La auctoritas declarativa de la Ley que pertenece a la Nación tiene su correlato en la potestas judicial del ejercicio exclusivo de la función jurisdiccional para juzgar y hacer cumplir lo juzgado, lo que configura en realidad a la Judicial como facultad estatal, denominada imprecisa y tradicionalmente “Poder”. Tal carácter arbitral de conductas lo define como neutro, titular monopolístico de la capacidad de concretar derechos genéricamente reconocidos.  Esa Justicia Legal exige que para cumplir su misión esté libre de influencias o intervenciones extrañas que provengan no sólo del Gobierno o del Parlamento, sino también del electorado o cualquier otro grupo de presión.

La independencia judicial no se podrá alcanzar nunca si el llamado Poder Judicial depende del poder político en la elección de sus órganos de gobierno. Además, esa independencia funcional queda vacía de contenido si no existe una correlativa independencia económica garantizada al margen del decurso político, ni si la investigación penal se encarga a la policía administrativa dirigida por los mismos titulares gubernamentales encargados de la represión delictual y seguridad interior.  Su consecuencia es la impunidad de la corrupción política. La limitación de ese poder estatal a manos del Judicial queda garantizado por la identificación de la Sociedad Civil tanto con la lege data como con la lege ferenda gracias a mecanismos verdaderamente representativos de producción normativa, sustituyendo al arbitrario y desfasado concepto de orden público aún presente en el vigente ordenamiento jurídico.

Así la Ley, por fin manifestación de la voluntad ciudadana,  junto con la elección democrática del órgano de Gobierno de los Jueces de forma mayoritaria por el amplio cuerpo electoral técnico de todos los operadores jurídicos, no sólo magistrados, canaliza los intereses contrapuestos intrínsecos al ejercicio de esa facultad estatal y ordena su vida diaria, que queda higiénicamente delimitada por el ámbito de actuación que le es propio y ningún otro más, evitando a la vez tanto las perniciosas injerencias políticas, como el juicio social paralelo y preconcebido por muy repugnante que sea el ilícito juzgado. Sin esa sincronía entre la Ley y la representación, el concepto de Estado de Derecho queda reducido a su simple equiparación con el de imperio de la ley positiva, sin importar la forma de producción normativa ni su control constitucional efectivo.

Nada que ver con su enunciación original por Robert Von Mohl en su brillante formulación para conseguir la limitación del estado policía (Rechtstaat).

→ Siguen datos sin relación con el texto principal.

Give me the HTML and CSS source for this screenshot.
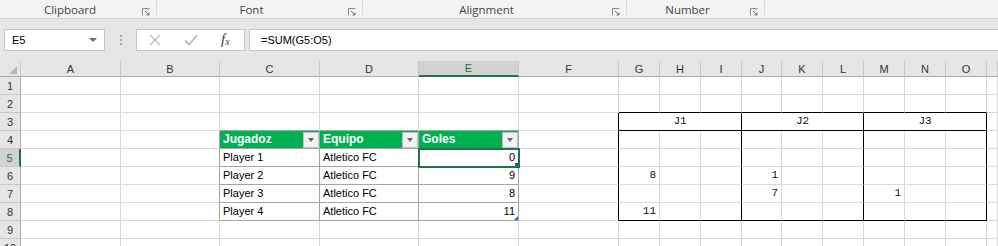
FILE: index.html
```html
<!DOCTYPE html>
<html lang="en">
<head>
    <meta charset="UTF-8">
    <title>Libro1 - Excel</title>
    <link rel="stylesheet" href="styles.css">
</head>
<body>
    <!-- ribbon group labels -->
    <div class="ribbon">
        <div class="group g-clip"><span>Clipboard</span><svg class="launcher" width="8" height="8" viewBox="0 0 8 8"><path d="M0.5 7.5V0.5H7.5" fill="none" stroke="#8a8a8a"/><path d="M3 3L7 7M7 4.5V7H4.5" fill="none" stroke="#6a6a6a"/></svg></div>
        <div class="group g-font"><span>Font</span><svg class="launcher" width="8" height="8" viewBox="0 0 8 8"><path d="M0.5 7.5V0.5H7.5" fill="none" stroke="#8a8a8a"/><path d="M3 3L7 7M7 4.5V7H4.5" fill="none" stroke="#6a6a6a"/></svg></div>
        <div class="group g-align"><span>Alignment</span><svg class="launcher" width="8" height="8" viewBox="0 0 8 8"><path d="M0.5 7.5V0.5H7.5" fill="none" stroke="#8a8a8a"/><path d="M3 3L7 7M7 4.5V7H4.5" fill="none" stroke="#6a6a6a"/></svg></div>
        <div class="group g-num"><span>Number</span><svg class="launcher" width="8" height="8" viewBox="0 0 8 8"><path d="M0.5 7.5V0.5H7.5" fill="none" stroke="#8a8a8a"/><path d="M3 3L7 7M7 4.5V7H4.5" fill="none" stroke="#6a6a6a"/></svg></div>
    </div>

    <!-- name box + formula bar -->
    <div class="formula-row">
        <div class="name-box">
            <span>E5</span>
            <span class="caret"></span>
        </div>
        <div class="grip"><i></i><i></i><i></i></div>
        <div class="fx-box">
            <svg width="12" height="12" viewBox="0 0 12 12"><path d="M1 1L11 11M11 1L1 11" stroke="#b8b8b8" stroke-width="1.3"/></svg>
            <svg width="14" height="12" viewBox="0 0 14 12"><path d="M1 6.5L5 10.5L13 1.5" fill="none" stroke="#b8b8b8" stroke-width="1.8"/></svg>
            <span class="fx"><i>f</i><sub>x</sub></span>
        </div>
        <div class="formula-input">=SUM(G5:O5)</div>
    </div>

    <!-- worksheet grid -->
    <table class="sheet">
        <colgroup>
            <col style="width:21px"><col style="width:100px"><col style="width:99px"><col style="width:100px">
            <col style="width:99px"><col style="width:100px"><col style="width:100px"><col style="width:41px">
            <col style="width:41px"><col style="width:41px"><col style="width:40px"><col style="width:41px">
            <col style="width:41px"><col style="width:41px"><col style="width:41px"><col style="width:41px">
            <col>
        </colgroup>
        <tr class="col-heads">
            <th class="corner"><span></span></th>
            <th>A</th><th>B</th><th>C</th><th>D</th><th class="sel">E</th><th>F</th>
            <th>G</th><th>H</th><th>I</th><th>J</th><th>K</th><th>L</th><th>M</th><th>N</th><th>O</th><th></th>
        </tr>
        <tr>
            <th class="rh">1</th>
            <td></td><td></td><td></td><td></td><td></td><td></td>
            <td></td><td></td><td></td><td></td><td></td><td></td><td></td><td></td><td></td><td></td>
        </tr>
        <tr>
            <th class="rh">2</th>
            <td></td><td></td><td></td><td></td><td></td><td></td>
            <td class="kb"></td><td class="kb"></td><td class="kb"></td><td class="kb"></td><td class="kb"></td><td class="kb"></td><td class="kb"></td><td class="kb"></td><td class="kb"></td><td></td>
        </tr>
        <tr>
            <th class="rh">3</th>
            <td></td><td></td><td class="tb"></td><td class="tb"></td><td class="tb"></td><td class="k"></td>
            <td class="mono c k kb" colspan="3">J1</td>
            <td class="mono c k kb" colspan="3">J2</td>
            <td class="mono c k kb" colspan="3">J3</td><td></td>
        </tr>
        <tr>
            <th class="rh">4</th>
            <td></td><td class="t"></td>
            <td class="head t tb"><div class="head-cell">Jugadoz<span class="filter"></span></div></td>
            <td class="head t tb"><div class="head-cell">Equipo<span class="filter"></span></div></td>
            <td class="head t tb"><div class="head-cell">Goles<span class="filter"></span></div></td>
            <td class="k"></td>
            <td></td><td></td><td class="k"></td><td></td><td></td><td class="k"></td><td></td><td></td><td class="k"></td><td></td>
        </tr>
        <tr>
            <th class="rh sel">5</th>
            <td></td><td class="t"></td>
            <td class="t tb">Player 1</td><td class="t tb">Atletico FC</td><td class="t tb r active">0</td>
            <td class="k"></td>
            <td></td><td></td><td class="k"></td><td></td><td></td><td class="k"></td><td></td><td></td><td class="k"></td><td></td>
        </tr>
        <tr>
            <th class="rh">6</th>
            <td></td><td class="t"></td>
            <td class="t tb">Player 2</td><td class="t tb">Atletico FC</td><td class="t tb r">9</td>
            <td class="k"></td>
            <td class="mono r">8</td><td></td><td class="k"></td><td class="mono r">1</td><td></td><td class="k"></td><td></td><td></td><td class="k"></td><td></td>
        </tr>
        <tr>
            <th class="rh">7</th>
            <td></td><td class="t"></td>
            <td class="t tb">Player 3</td><td class="t tb">Atletico FC</td><td class="t tb r">8</td>
            <td class="k"></td>
            <td></td><td></td><td class="k"></td><td class="mono r">7</td><td></td><td class="k"></td><td class="mono r">1</td><td></td><td class="k"></td><td></td>
        </tr>
        <tr>
            <th class="rh">8</th>
            <td></td><td class="t"></td>
            <td class="t tb">Player 4</td><td class="t tb">Atletico FC</td><td class="t tb r resize">11</td>
            <td class="k"></td>
            <td class="mono r kb">11</td><td class="kb"></td><td class="k kb"></td><td class="kb"></td><td class="kb"></td><td class="k kb"></td><td class="kb"></td><td class="kb"></td><td class="k kb"></td><td></td>
        </tr>
        <tr>
            <th class="rh">9</th>
            <td></td><td></td><td></td><td></td><td></td><td></td>
            <td></td><td></td><td></td><td></td><td></td><td></td><td></td><td></td><td></td><td></td>
        </tr>
        <tr>
            <th class="rh">10</th>
            <td></td><td></td><td></td><td></td><td></td><td></td>
            <td></td><td></td><td></td><td></td><td></td><td></td><td></td><td></td><td></td><td></td>
        </tr>
    </table>
</body>
</html>
```

FILE: styles.css
```css
body {
    margin: 0;
    width: 998px;
    height: 246px;
    overflow: hidden;
    background-color: #e6e6e6;
    font-family: "Liberation Sans", Arial, sans-serif;
    color: #000;
}

/* ribbon */
.ribbon {
    display: flex;
    height: 18px;
    background-color: #f3f3f3;
    border-bottom: 1px solid #d4d4d4;
    font-family: "Open Sans", "Noto Sans", sans-serif;
    font-size: 11.5px;
    color: #444;
}
.group {
    display: flex;
    align-items: flex-start;
    justify-content: center;
    position: relative;
    height: 15px;
    border-right: 1px solid #dadada;
    box-sizing: border-box;
    padding-right: 16px;
}
.group span {
    line-height: 16px;
    margin-top: 2px;
}
.launcher {
    position: absolute;
    right: 6px;
    top: 8px;
}
.g-clip { width: 157px; }
.g-font { width: 206px; }
.g-align { width: 264px; }
.g-num { width: 138px; }

/* formula bar */
.formula-row {
    display: flex;
    align-items: center;
    height: 42px;
    padding: 0 0 0 4px;
}
.name-box {
    display: flex;
    align-items: center;
    justify-content: space-between;
    width: 101px;
    height: 22px;
    box-sizing: border-box;
    padding: 0 7px 0 7px;
    background-color: #fff;
    border: 1px solid #c6c6c6;
    font-size: 11px;
}
.caret {
    border-left: 4px solid transparent;
    border-right: 4px solid transparent;
    border-top: 4px solid #6f6f6f;
}
.grip {
    display: flex;
    flex-direction: column;
    gap: 2px;
    width: 31px;
    align-items: center;
}
.grip i {
    display: block;
    width: 2px;
    height: 2px;
    background-color: #a6a6a6;
}
.fx-box {
    display: flex;
    align-items: center;
    width: 109px;
    height: 22px;
    box-sizing: border-box;
    padding: 0 0 0 12px;
    gap: 23px;
    background-color: #fff;
    border: 1px solid #c6c6c6;
}
.fx {
    font-family: "Liberation Serif", serif;
    font-size: 15px;
    color: #444;
    line-height: 16px;
}
.fx sub {
    font-size: 10px;
    font-style: italic;
    vertical-align: -1px;
}
.formula-input {
    flex: 1;
    height: 22px;
    margin-left: 4px;
    box-sizing: border-box;
    padding-left: 11px;
    line-height: 20px;
    background-color: #fff;
    border: 1px solid #c6c6c6;
    border-right: none;
    font-size: 11px;
}

/* worksheet */
.sheet {
    width: 998px;
    table-layout: fixed;
    border-collapse: separate;
    border-spacing: 0;
    background-color: #fff;
    font-size: 11px;
}
.sheet td {
    height: 17px;
    padding: 0 3px;
    border-right: 1px solid #dadada;
    border-bottom: 1px solid #dadada;
    white-space: nowrap;
    overflow: hidden;
    line-height: 17px;
}
.col-heads th {
    height: 14px;
    padding: 0;
    background-color: #e6e6e6;
    border-right: 1px solid #c8c8c8;
    border-bottom: 1px solid #ababab;
    font-weight: normal;
    font-size: 11px;
    color: #333;
    line-height: 14px;
}
.col-heads th.sel {
    background-color: #d2d2d2;
    color: #217346;
    border-bottom: 2px solid #217346;
}
.corner {
    position: relative;
}
.corner span {
    position: absolute;
    right: 3px;
    bottom: 2px;
    border-left: 8px solid transparent;
    border-bottom: 8px solid #b6b6b6;
}
.rh {
    padding: 0;
    background-color: #e6e6e6;
    border-right: 1px solid #ababab;
    border-bottom: 1px solid #c8c8c8;
    font-weight: normal;
    font-size: 11px;
    color: #333;
    text-align: center;
}
.rh.sel {
    background-color: #d2d2d2;
    color: #217346;
    border-right: 2px solid #217346;
}

/* borders around the two tables */
.sheet td.k { border-right-color: #000; }
.sheet td.kb { border-bottom-color: #000; }
.sheet td.t { border-right-color: #a5a5a5; }
.sheet td.tb { border-bottom-color: #a5a5a5; }

.c { text-align: center; }
.r { text-align: right; }
.mono {
    font-family: "Liberation Mono", "Courier New", monospace;
    font-size: 11px;
    color: #111;
}

.head {
    background-color: #00b050;
    color: #fff;
    font-weight: bold;
    font-size: 12px;
}
.sheet td.head {
    padding: 0 0 0 3px;
}
.head-cell {
    display: flex;
    align-items: center;
    justify-content: space-between;
}
.filter {
    display: flex;
    align-items: center;
    justify-content: center;
    width: 16px;
    height: 16px;
    box-sizing: border-box;
    background-color: #f2f2f2;
    border: 1px solid #c1c1c1;
}
.filter::after {
    content: "";
    border-left: 3px solid transparent;
    border-right: 3px solid transparent;
    border-top: 4px solid #666;
}

.sheet td.active {
    position: relative;
    outline: 2px solid #217346;
    outline-offset: -1px;
}
.sheet td.active::after {
    content: "";
    position: absolute;
    right: -3px;
    bottom: -3px;
    width: 5px;
    height: 5px;
    background-color: #217346;
    border: 1px solid #fff;
}
.sheet td.resize {
    position: relative;
}
.sheet td.resize::after {
    content: "";
    position: absolute;
    right: 0;
    bottom: 0;
    border-left: 4px solid transparent;
    border-bottom: 4px solid #3c5ac8;
}
```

Para darnos cuenta del actual significado raquítico del término, hoy de tan manido uso propagandístico, ha de contrastarse con la definición de Adams de “República de Leyes”. En este último concepto es pieza clave el deber de obediencia a la norma como consecuencia ineludible de su producción a través de verdaderos representantes de la ciudadanía mediante los mecanismos de propuesta y promulgación legislativa. Sólo en la medida en el que intervienen en ese proceso representantes con mandato imperativo de los ciudadanos exclusivamente, la norma alcanza su carácter coercitivo.